In a chamber overlooking the nighttime waterways of a maritime city, a man looks back on his youth and the people who shaped his life. Danio Cerra’s intelligence won him entry to a renowned school even though he was only the son of a tailor. He took service at the court of a ruling count–and soon learned why that man was known as the Beast.

Danio’s fate changed the moment he saw and recognized Adria Ripoli as she entered the count’s chambers one autumn night–intending to kill. Born to power, Adria had chosen, instead of a life of comfort, one of danger–and freedom. Which is how she encounters Danio in a perilous time and place.

Vivid figures share the unfolding story. Among them: a healer determined to defy her expected lot; a charming, frivolous son of immense wealth; a powerful religious leader more decadent than devout; and, affecting all these lives and many more, two larger-than-life mercenary commanders, lifelong adversaries, whose rivalry puts a world in the balance.

A Brightness Long Ago offers both compelling drama and deeply moving reflections on the nature of memory, the choices we make in life, and the role played by the turning of Fortune’s wheel

The structure of A Brightness Long Ago (hereafter just Brightness) is similar to several other of Kay’s works, most notably The Lions of Al-Rassan. We have characters from varied classes and walks of life, finding elements of their lives intertwined and separated as the course of fate and time impacts them. We have the concept that small or seemingly inconsequential decisions can have far-reaching consequences. We even go so far as to have two skilled military men, often on opposing sides, with a remarkable woman healer thrown into the mix. There those similarities end, thankfully (I don’t think my heart could have taken a repeat of the lives of Roderigo Belmonte and Ammar Ibn Khairan), and instead we are treated to a mediation on the nature of truth, of politics, of war.

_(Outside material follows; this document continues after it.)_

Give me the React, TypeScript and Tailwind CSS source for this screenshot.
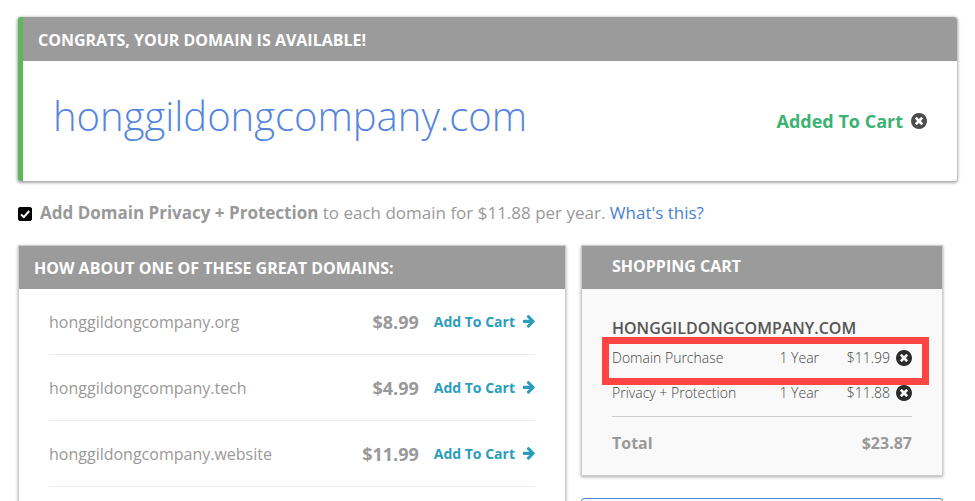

In seeing other reviews of Brightness, one of the common threads I see is perhaps too substantial a focus on the theme of small choices having large consequences or the unpredictable nature of fate. They are definitely overarching themes, but the sense I took from the novel was less that it was about that, and more that it was about how you tried to live your best life in spite of that. Adria Ripoli and Jelena especially struggle often against expectation and requirement. While the twists of fate that keep bringing them into the greater circles of the major players absolutely impact their lives, I felt this was less important to them than the striving to live the lives they wanted. Even Guidanio, explicitly musing multiple times on the subject, never truly seemed to accept the often arbitrary nature of action and consequence. It was acknowledged, often with a certain fatalistic acceptance, but that never stopped him from treating each choice and decision with the weight that suggested he was as yet unwilling to give in to the tide of fate.

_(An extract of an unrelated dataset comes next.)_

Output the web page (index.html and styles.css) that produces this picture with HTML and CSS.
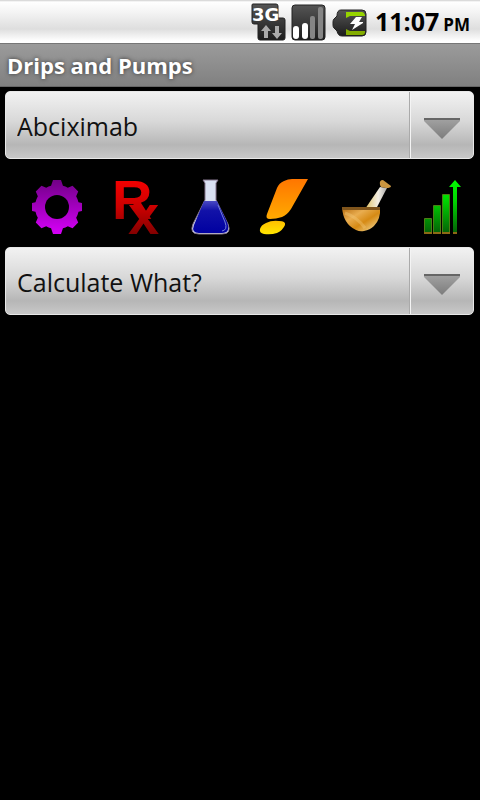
FILE: index.html
```html
<!DOCTYPE html>
<html lang="en">
<head>
  <meta charset="UTF-8">
  <meta name="viewport" content="width=device-width, initial-scale=1.0">
  <title>Drips and Pumps</title>
  <link rel="stylesheet" href="styles.css">
</head>
<body>

  <div class="status-bar">
    <svg class="status-icon" width="36" height="40" viewBox="0 0 36 40">
      <defs>
        <linearGradient id="dark" x1="0" y1="0" x2="0" y2="1">
          <stop offset="0" stop-color="#555"/>
          <stop offset="1" stop-color="#1c1c1c"/>
        </linearGradient>
      </defs>
      <path d="M3 2h23q2 0 2 2v12h5q2 0 2 2v18q0 2-2 2H10q-2 0-2-2V22H4q-2 0-2-2V3q0-1 1-1z" fill="url(#dark)" stroke="#222"/>
      <text class="net" x="2" y="19">3G</text>
      <path d="M16 23l5 6h-3v7h-4v-7h-3zM27 37l-5-6h3v-7h4v7h3z" fill="#aaa"/>
    </svg>
    <svg class="status-icon" width="36" height="40" viewBox="0 0 36 40">
      <rect x="1" y="3" width="33" height="35" rx="3" fill="url(#dark)" stroke="#222"/>
      <rect x="2" y="24" width="6" height="13" rx="3" fill="#fff"/>
      <rect x="11" y="21" width="6" height="16" rx="3" fill="#fff"/>
      <rect x="19" y="14" width="5" height="23" rx="2" fill="#858585"/>
      <rect x="27" y="5" width="5" height="32" rx="2" fill="#858585"/>
    </svg>
    <svg class="status-icon" width="36" height="40" viewBox="0 0 36 40">
      <path d="M9 8h21q4 0 4 4v18q0 4-4 4H10q-4 0-5-5L2 26q-1-1-1-3v-3q0-2 1-3l3-3q0-6 4-6z" fill="url(#dark)" stroke="#222"/>
      <path d="M14 10h16q2 0 3 3v1H18l-4 2z" fill="#96d400"/>
      <path d="M14 27l4 2h15v1q0 3-3 3H14z" fill="#83ac00"/>
      <path d="M24 15h6l-3 5h4v1l-11 7 3-6h-5z" fill="#fff"/>
    </svg>
    <span class="clock">11:07<span class="ampm">PM</span></span>
  </div>

  <h1 class="title-bar">Drips and Pumps</h1>

  <main class="content">
    <div class="spinner">
      <select class="spinner-select" id="drug" aria-label="Drug">
        <option>Abciximab</option>
      </select>
      <svg class="spinner-arrow" width="36" height="22" viewBox="0 0 36 22">
        <defs>
          <linearGradient id="arrow" x1="0" y1="0" x2="0" y2="1">
            <stop offset="0" stop-color="#a2a2a2"/>
            <stop offset="1" stop-color="#7c7c7c"/>
          </linearGradient>
        </defs>
        <path d="M0 1h36v2L18 21 0 3z" fill="url(#arrow)"/>
        <path d="M0 0h36v2H0z" fill="#666"/>
      </svg>
    </div>

    <div class="toolbar">
      <button class="tool" type="button" aria-label="Mechanism">
        <svg width="72" height="60" viewBox="0 0 72 60">
          <defs>
            <linearGradient id="purple" x1="0" y1="0" x2="0" y2="1">
              <stop offset="0" stop-color="#6f0084"/>
              <stop offset="1" stop-color="#d800fa"/>
            </linearGradient>
            <clipPath id="gear">
              <circle cx="36" cy="30" r="22"/>
              <path d="M32 3h8l2 6v42l-2 6h-8l-2-6V9z"/>
              <path d="M32 4h8l2 5v42l-2 5h-8l-2-5V9z" transform="rotate(45 36 30)"/>
              <path d="M32 5h8l1 5v40l-1 5h-8l-1-5V10z" transform="rotate(90 36 30)"/>
              <path d="M32 4h8l2 5v42l-2 5h-8l-2-5V9z" transform="rotate(135 36 30)"/>
            </clipPath>
          </defs>
          <rect x="8" y="2" width="56" height="56" fill="url(#purple)" clip-path="url(#gear)"/>
          <circle cx="36" cy="30" r="12" fill="#000"/>
        </svg>
      </button>

      <button class="tool" type="button" aria-label="Dosing">
        <svg width="72" height="60" viewBox="0 0 72 60">
          <defs>
            <linearGradient id="red" gradientUnits="userSpaceOnUse" x1="0" y1="2" x2="0" y2="58">
              <stop offset="0" stop-color="#f60000"/>
              <stop offset=".5" stop-color="#cc0000"/>
              <stop offset="1" stop-color="#800000"/>
            </linearGradient>
          </defs>
          <text class="rx" x="14" y="42" fill="url(#red)">R<tspan x="30" y="57">x</tspan></text>
        </svg>
      </button>

      <button class="tool" type="button" aria-label="Preparation">
        <svg width="72" height="60" viewBox="0 0 72 60">
          <defs>
            <linearGradient id="blue" x1="0" y1="0" x2="0" y2="1">
              <stop offset="0" stop-color="#4a4ac4"/>
              <stop offset=".3" stop-color="#1212a8"/>
              <stop offset="1" stop-color="#0000a0"/>
            </linearGradient>
          </defs>
          <path d="M28 3h15l-2 3v17l12 24q4 10-6 10H24q-10 0-6-10l12-24V6z" fill="#d9e0f2" stroke="#84748c"/>
          <path d="M29 24h13l10 21q4 11-5 11H24q-8 0-5-8z" fill="url(#blue)"/>
          <path d="M43 28l7 17q3 8-3 9" fill="none" stroke="#7480d8"/>
        </svg>
      </button>

      <button class="tool" type="button" aria-label="Warnings">
        <svg width="72" height="60" viewBox="0 0 72 60">
          <defs>
            <linearGradient id="orange" x1="0" y1="0" x2="0" y2="1">
              <stop offset="0" stop-color="#ff7600"/>
              <stop offset="1" stop-color="#ffaa00"/>
            </linearGradient>
            <linearGradient id="yellow" x1="0" y1="0" x2="0" y2="1">
              <stop offset="0" stop-color="#ffbf00"/>
              <stop offset="1" stop-color="#ffe600"/>
            </linearGradient>
          </defs>
          <path d="M56 2L39 32q-4 6-9 8-6 2-12 2-5 0-3-5l10-26q2-5 7-7 4-2 8-2z" fill="url(#orange)"/>
          <path d="M8 52q1-4 6-6 6-3 13-2 7 0 6 4-2 5-8 8-6 2-13 1-5-1-4-5z" fill="url(#yellow)"/>
        </svg>
      </button>

      <button class="tool" type="button" aria-label="Pharmacology">
        <svg width="72" height="60" viewBox="0 0 72 60">
          <defs>
            <linearGradient id="bowl" x1="0" y1="0" x2="1" y2="1">
              <stop offset="0" stop-color="#b4690c"/>
              <stop offset=".35" stop-color="#e9ad50"/>
              <stop offset=".6" stop-color="#d68a14"/>
              <stop offset="1" stop-color="#f5e2a8"/>
            </linearGradient>
            <linearGradient id="pestle" x1="0" y1="0" x2="1" y2="0">
              <stop offset="0" stop-color="#e0c265"/>
              <stop offset=".6" stop-color="#f4efe4"/>
              <stop offset="1" stop-color="#aaa"/>
            </linearGradient>
          </defs>
          <path d="M36 32L51 10l7 1-11 21z" fill="url(#pestle)"/>
          <path d="M51 8q-1-5 3-5l8 6q0 2-5 2l-5-1z" fill="#cb9640"/>
          <path d="M13 30h38q1 12-6 19-4 4-10 5-4 1-8-1-13-6-14-23z" fill="url(#bowl)"/>
          <path d="M16 36q12 4 20 15" fill="none" stroke="#f2c878" stroke-opacity=".4" stroke-width="3"/>
          <path d="M13 30h38v3H13z" fill="#80551c"/>
        </svg>
      </button>

      <button class="tool" type="button" aria-label="Monitoring">
        <svg width="72" height="60" viewBox="0 0 72 60">
          <defs>
            <linearGradient id="green" gradientUnits="userSpaceOnUse" x1="0" y1="2" x2="0" y2="57">
              <stop offset="0" stop-color="#00ff00"/>
              <stop offset=".4" stop-color="#00d400"/>
              <stop offset="1" stop-color="#045c08"/>
            </linearGradient>
          </defs>
          <g fill="url(#green)" stroke="#4d7d14">
            <path d="M18.500 41.500h7v15h-7zM27.500 28.500h7v28h-7zM36.500 17.500h7v39h-7z"/>
          </g>
          <path d="M49 3l6 7h-4v47h-4V10h-4z" fill="url(#green)"/>
          <path d="M18 56h8M27 56h8M36 56h8M47 56h4" stroke="#8c6a14" stroke-width="2"/>
        </svg>
      </button>
    </div>

    <div class="spinner">
      <select class="spinner-select" id="calculate" aria-label="Calculate">
        <option>Calculate What?</option>
      </select>
      <svg class="spinner-arrow" width="36" height="22" viewBox="0 0 36 22">
        <path d="M0 1h36v2L18 21 0 3z" fill="url(#arrow)"/>
        <path d="M0 0h36v2H0z" fill="#666"/>
      </svg>
    </div>
  </main>

</body>
</html>
```
FILE: styles.css
```css
* {
  box-sizing: border-box;
}
body {
  margin: 0;
  background-color: #000;
  font-family: "Open Sans", "Noto Sans", sans-serif;
}
.status-bar {
  display: flex;
  justify-content: flex-end;
  align-items: center;
  gap: 5px;
  height: 43px;
  padding-right: 10px;
  background: linear-gradient(#cfcfcf 0, #fff 2px, #f4f4f4 12px, #dedede 29px, #fff 41px);
}
.status-icon {
  flex: none;
}
.net {
  font-family: "DejaVu Sans", sans-serif;
  font-size: 18px;
  font-weight: bold;
  fill: #fff;
}
.clock {
  display: flex;
  align-items: baseline;
  gap: 4px;
  margin-left: 2px;
  padding-top: 3px;
  font-size: 25px;
  font-weight: bold;
  line-height: 40px;
  color: #000;
}
.ampm {
  font-size: 17px;
}
.title-bar {
  height: 44px;
  margin: 0;
  padding-left: 7px;
  border-top: 1px solid #777;
  border-bottom: 1px solid #666;
  background: linear-gradient(#9b9b9b, #808080);
  font-size: 22px;
  font-weight: bold;
  line-height: 42px;
  color: #fff;
  text-shadow: 0 0 4px #333;
}
.content {
  padding: 4px 6px 4px 5px;
}
.spinner {
  position: relative;
}
.spinner-select {
  display: block;
  appearance: none;
  width: 100%;
  height: 68px;
  padding: 2px 76px 0 11px;
  border: 1px solid #e8e8e8;
  border-radius: 5px;
  background:
    linear-gradient(to right, #aaa 1px, #f4f4f4 1px) right 62px top 0 / 2px 100% no-repeat,
    linear-gradient(#f2f2f2, #d8d8d8 45%, #b6b6b6 80%, #c8c8c8);
  font-family: inherit;
  font-size: 25px;
  color: #111;
}
.spinner-arrow {
  position: absolute;
  top: 27px;
  right: 14px;
  pointer-events: none;
}
.toolbar {
  display: flex;
  height: 88px;
  margin-right: -6px;
  padding-left: 14px;
}
.tool {
  display: flex;
  flex: 1;
  justify-content: center;
  align-items: center;
  min-width: 0;
  padding: 7px 0 0;
  border: 0;
  background: none;
  cursor: pointer;
}
.tool svg {
  flex: none;
  overflow: visible;
}
.rx {
  font-family: "Liberation Sans", Arial, sans-serif;
  font-size: 56px;
  font-weight: bold;
}
```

The only caution I could contrive to give you when deciding whether to pick up Brightness to read for yourself, is that Kay’s writing is almost notoriously paced. There is virtually no ‘action’ as it is usually defined in SFF, and it is common for chapters to be nothing but dialogue and internal monologue. To some people this is a bug, but this is probably the easiest way to sum up, in a nutshell why I love Kay’s writing so much. The strength of Kay’s work is that the focus is not on what the characters do, but who the characters are, and what they think and feel. Events happen around them, events from the past are remembered, but even when the events directly involve them, everything is told very deliberately and carefully communicating more about what the events mean than what they are. It can take some getting used to, but for my money, Kay’s style is easily the best in the genre.

It would be entirely expected for the portion of Brightness dedicated to the conflict between the mercenary captains D’Acorsi and di Remigio to focus around their battles in opposition, maybe even a duel between them. The first time we see them together in one place, the person in the middle of them is convinced there’s no chance she will live to see the morning. Instead, an extremely careful conversation, over tea quite civilly, still manages to carry all of the weight of a pitched battle, and with almost as large an outcome as the battle might have had. All through what might seem a ‘slow’ scene in a movie, but which was fraught with implication and subtle nuance.

Altogether, A Brightness Long Ago was every bit the tremendously enjoyable read I’ve come to expect from Kay. As somebody who has read every novel Kay has produced, I’m certainly biased on the subject, but if you are a Kay reader already, rest assured, the side has not been let down at all. In fact, I think that A Brightness Long Ago has snuck into third place for me in the Kay Bibliography (After The Lions of Al-Rassan and Tigana in that order) which almost certainly means it has a hard lock on my top novel of the year for 2019. A fantastic read.